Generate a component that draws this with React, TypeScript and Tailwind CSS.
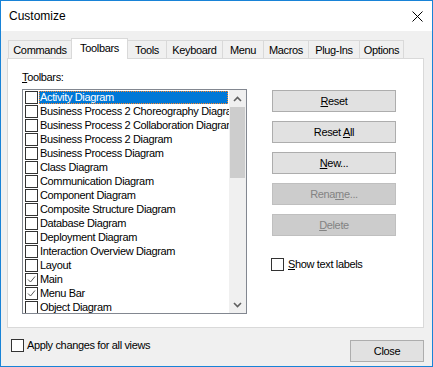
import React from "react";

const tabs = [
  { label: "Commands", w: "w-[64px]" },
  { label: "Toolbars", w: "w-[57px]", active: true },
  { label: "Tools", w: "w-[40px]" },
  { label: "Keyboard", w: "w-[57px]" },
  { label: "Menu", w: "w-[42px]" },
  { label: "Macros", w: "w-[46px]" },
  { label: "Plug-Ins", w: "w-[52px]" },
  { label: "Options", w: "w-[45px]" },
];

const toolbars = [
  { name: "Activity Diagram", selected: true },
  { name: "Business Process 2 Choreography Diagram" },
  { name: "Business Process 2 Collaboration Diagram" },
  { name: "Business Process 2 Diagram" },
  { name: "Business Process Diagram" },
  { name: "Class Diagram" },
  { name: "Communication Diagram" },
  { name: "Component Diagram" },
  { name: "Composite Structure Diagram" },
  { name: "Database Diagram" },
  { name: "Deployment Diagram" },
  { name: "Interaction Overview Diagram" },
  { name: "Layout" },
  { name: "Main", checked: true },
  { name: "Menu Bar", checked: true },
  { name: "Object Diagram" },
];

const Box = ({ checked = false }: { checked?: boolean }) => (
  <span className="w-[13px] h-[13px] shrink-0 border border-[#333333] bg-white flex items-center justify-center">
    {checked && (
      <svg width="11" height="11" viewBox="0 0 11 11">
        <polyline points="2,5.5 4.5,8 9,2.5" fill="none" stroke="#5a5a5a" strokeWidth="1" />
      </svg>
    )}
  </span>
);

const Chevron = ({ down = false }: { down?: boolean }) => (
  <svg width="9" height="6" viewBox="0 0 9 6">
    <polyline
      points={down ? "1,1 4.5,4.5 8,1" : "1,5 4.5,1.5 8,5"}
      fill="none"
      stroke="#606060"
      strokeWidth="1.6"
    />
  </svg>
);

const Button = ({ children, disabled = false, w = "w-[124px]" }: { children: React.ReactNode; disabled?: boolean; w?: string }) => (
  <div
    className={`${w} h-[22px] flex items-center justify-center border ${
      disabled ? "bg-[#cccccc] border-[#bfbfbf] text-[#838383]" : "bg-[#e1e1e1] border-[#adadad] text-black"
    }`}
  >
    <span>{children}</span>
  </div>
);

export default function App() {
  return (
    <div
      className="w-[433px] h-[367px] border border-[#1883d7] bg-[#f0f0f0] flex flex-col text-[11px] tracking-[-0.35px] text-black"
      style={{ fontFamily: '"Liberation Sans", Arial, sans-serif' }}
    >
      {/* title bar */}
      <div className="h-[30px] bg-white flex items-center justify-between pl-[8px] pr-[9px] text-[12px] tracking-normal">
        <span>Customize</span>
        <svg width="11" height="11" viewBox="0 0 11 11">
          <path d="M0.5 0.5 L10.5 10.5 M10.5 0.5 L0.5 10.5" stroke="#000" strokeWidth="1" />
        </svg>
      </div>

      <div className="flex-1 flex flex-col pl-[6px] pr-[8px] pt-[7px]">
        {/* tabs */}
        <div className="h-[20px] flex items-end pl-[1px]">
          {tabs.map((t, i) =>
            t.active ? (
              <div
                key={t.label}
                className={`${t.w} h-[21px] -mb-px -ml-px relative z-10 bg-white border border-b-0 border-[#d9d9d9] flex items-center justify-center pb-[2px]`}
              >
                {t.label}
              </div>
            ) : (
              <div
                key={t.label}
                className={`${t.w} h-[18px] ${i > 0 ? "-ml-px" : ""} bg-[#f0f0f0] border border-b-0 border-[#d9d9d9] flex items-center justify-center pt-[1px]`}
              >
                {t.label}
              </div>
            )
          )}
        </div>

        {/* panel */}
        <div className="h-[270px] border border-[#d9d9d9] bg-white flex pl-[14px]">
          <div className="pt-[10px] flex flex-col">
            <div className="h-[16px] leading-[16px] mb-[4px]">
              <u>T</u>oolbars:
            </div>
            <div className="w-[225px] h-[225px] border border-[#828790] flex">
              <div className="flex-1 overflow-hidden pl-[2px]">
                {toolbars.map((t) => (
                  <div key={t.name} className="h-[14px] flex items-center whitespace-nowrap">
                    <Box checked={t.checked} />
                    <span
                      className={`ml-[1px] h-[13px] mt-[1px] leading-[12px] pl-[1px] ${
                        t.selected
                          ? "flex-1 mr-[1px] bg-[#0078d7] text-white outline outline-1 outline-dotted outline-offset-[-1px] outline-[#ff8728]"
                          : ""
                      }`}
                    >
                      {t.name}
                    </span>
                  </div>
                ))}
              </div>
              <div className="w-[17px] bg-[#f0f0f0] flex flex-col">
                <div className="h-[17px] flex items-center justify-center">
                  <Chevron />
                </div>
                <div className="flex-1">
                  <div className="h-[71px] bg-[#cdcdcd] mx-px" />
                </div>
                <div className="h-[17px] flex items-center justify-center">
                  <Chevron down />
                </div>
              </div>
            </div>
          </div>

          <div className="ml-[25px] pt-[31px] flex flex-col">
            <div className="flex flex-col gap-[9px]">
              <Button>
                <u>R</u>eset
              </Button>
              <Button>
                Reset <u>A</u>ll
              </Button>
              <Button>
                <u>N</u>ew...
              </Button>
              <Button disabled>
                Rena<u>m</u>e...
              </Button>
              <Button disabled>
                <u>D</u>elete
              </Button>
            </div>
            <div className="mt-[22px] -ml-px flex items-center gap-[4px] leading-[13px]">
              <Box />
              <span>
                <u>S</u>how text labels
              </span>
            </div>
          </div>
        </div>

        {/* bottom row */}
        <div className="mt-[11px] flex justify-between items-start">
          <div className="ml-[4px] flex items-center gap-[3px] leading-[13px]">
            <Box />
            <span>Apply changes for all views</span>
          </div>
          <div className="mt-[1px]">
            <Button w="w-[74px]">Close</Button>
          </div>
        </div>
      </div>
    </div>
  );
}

**AIM OF THE EXERCISE**:
Reproduce every line exactly and omit all pictures.

**RIGHT ANSWER**:
Generate a component that draws this with React, TypeScript and Tailwind CSS.
import React from "react";

const tabs = [
  { label: "Commands", w: "w-[64px]" },
  { label: "Toolbars", w: "w-[57px]", active: true },
  { label: "Tools", w: "w-[40px]" },
  { label: "Keyboard", w: "w-[57px]" },
  { label: "Menu", w: "w-[42px]" },
  { label: "Macros", w: "w-[46px]" },
  { label: "Plug-Ins", w: "w-[52px]" },
  { label: "Options", w: "w-[45px]" },
];

const toolbars = [
  { name: "Activity Diagram", selected: true },
  { name: "Business Process 2 Choreography Diagram" },
  { name: "Business Process 2 Collaboration Diagram" },
  { name: "Business Process 2 Diagram" },
  { name: "Business Process Diagram" },
  { name: "Class Diagram" },
  { name: "Communication Diagram" },
  { name: "Component Diagram" },
  { name: "Composite Structure Diagram" },
  { name: "Database Diagram" },
  { name: "Deployment Diagram" },
  { name: "Interaction Overview Diagram" },
  { name: "Layout" },
  { name: "Main", checked: true },
  { name: "Menu Bar", checked: true },
  { name: "Object Diagram" },
];

const Box = ({ checked = false }: { checked?: boolean }) => (
  <span className="w-[13px] h-[13px] shrink-0 border border-[#333333] bg-white flex items-center justify-center">
    {checked && (
      <svg width="11" height="11" viewBox="0 0 11 11">
        <polyline points="2,5.5 4.5,8 9,2.5" fill="none" stroke="#5a5a5a" strokeWidth="1" />
      </svg>
    )}
  </span>
);

const Chevron = ({ down = false }: { down?: boolean }) => (
  <svg width="9" height="6" viewBox="0 0 9 6">
    <polyline
      points={down ? "1,1 4.5,4.5 8,1" : "1,5 4.5,1.5 8,5"}
      fill="none"
      stroke="#606060"
      strokeWidth="1.6"
    />
  </svg>
);

const Button = ({ children, disabled = false, w = "w-[124px]" }: { children: React.ReactNode; disabled?: boolean; w?: string }) => (
  <div
    className={`${w} h-[22px] flex items-center justify-center border ${
      disabled ? "bg-[#cccccc] border-[#bfbfbf] text-[#838383]" : "bg-[#e1e1e1] border-[#adadad] text-black"
    }`}
  >
    <span>{children}</span>
  </div>
);

export default function App() {
  return (
    <div
      className="w-[433px] h-[367px] border border-[#1883d7] bg-[#f0f0f0] flex flex-col text-[11px] tracking-[-0.35px] text-black"
      style={{ fontFamily: '"Liberation Sans", Arial, sans-serif' }}
    >
      {/* title bar */}
      <div className="h-[30px] bg-white flex items-center justify-between pl-[8px] pr-[9px] text-[12px] tracking-normal">
        <span>Customize</span>
        <svg width="11" height="11" viewBox="0 0 11 11">
          <path d="M0.5 0.5 L10.5 10.5 M10.5 0.5 L0.5 10.5" stroke="#000" strokeWidth="1" />
        </svg>
      </div>

      <div className="flex-1 flex flex-col pl-[6px] pr-[8px] pt-[7px]">
        {/* tabs */}
        <div className="h-[20px] flex items-end pl-[1px]">
          {tabs.map((t, i) =>
            t.active ? (
              <div
                key={t.label}
                className={`${t.w} h-[21px] -mb-px -ml-px relative z-10 bg-white border border-b-0 border-[#d9d9d9] flex items-center justify-center pb-[2px]`}
              >
                {t.label}
              </div>
            ) : (
              <div
                key={t.label}
                className={`${t.w} h-[18px] ${i > 0 ? "-ml-px" : ""} bg-[#f0f0f0] border border-b-0 border-[#d9d9d9] flex items-center justify-center pt-[1px]`}
              >
                {t.label}
              </div>
            )
          )}
        </div>

        {/* panel */}
        <div className="h-[270px] border border-[#d9d9d9] bg-white flex pl-[14px]">
          <div className="pt-[10px] flex flex-col">
            <div className="h-[16px] leading-[16px] mb-[4px]">
              <u>T</u>oolbars:
            </div>
            <div className="w-[225px] h-[225px] border border-[#828790] flex">
              <div className="flex-1 overflow-hidden pl-[2px]">
                {toolbars.map((t) => (
                  <div key={t.name} className="h-[14px] flex items-center whitespace-nowrap">
                    <Box checked={t.checked} />
                    <span
                      className={`ml-[1px] h-[13px] mt-[1px] leading-[12px] pl-[1px] ${
                        t.selected
                          ? "flex-1 mr-[1px] bg-[#0078d7] text-white outline outline-1 outline-dotted outline-offset-[-1px] outline-[#ff8728]"
                          : ""
                      }`}
                    >
                      {t.name}
                    </span>
                  </div>
                ))}
              </div>
              <div className="w-[17px] bg-[#f0f0f0] flex flex-col">
                <div className="h-[17px] flex items-center justify-center">
                  <Chevron />
                </div>
                <div className="flex-1">
                  <div className="h-[71px] bg-[#cdcdcd] mx-px" />
                </div>
                <div className="h-[17px] flex items-center justify-center">
                  <Chevron down />
                </div>
              </div>
            </div>
          </div>

          <div className="ml-[25px] pt-[31px] flex flex-col">
            <div className="flex flex-col gap-[9px]">
              <Button>
                <u>R</u>eset
              </Button>
              <Button>
                Reset <u>A</u>ll
              </Button>
              <Button>
                <u>N</u>ew...
              </Button>
              <Button disabled>
                Rena<u>m</u>e...
              </Button>
              <Button disabled>
                <u>D</u>elete
              </Button>
            </div>
            <div className="mt-[22px] -ml-px flex items-center gap-[4px] leading-[13px]">
              <Box />
              <span>
                <u>S</u>how text labels
              </span>
            </div>
          </div>
        </div>

        {/* bottom row */}
        <div className="mt-[11px] flex justify-between items-start">
          <div className="ml-[4px] flex items-center gap-[3px] leading-[13px]">
            <Box />
            <span>Apply changes for all views</span>
          </div>
          <div className="mt-[1px]">
            <Button w="w-[74px]">Close</Button>
          </div>
        </div>
      </div>
    </div>
  );
}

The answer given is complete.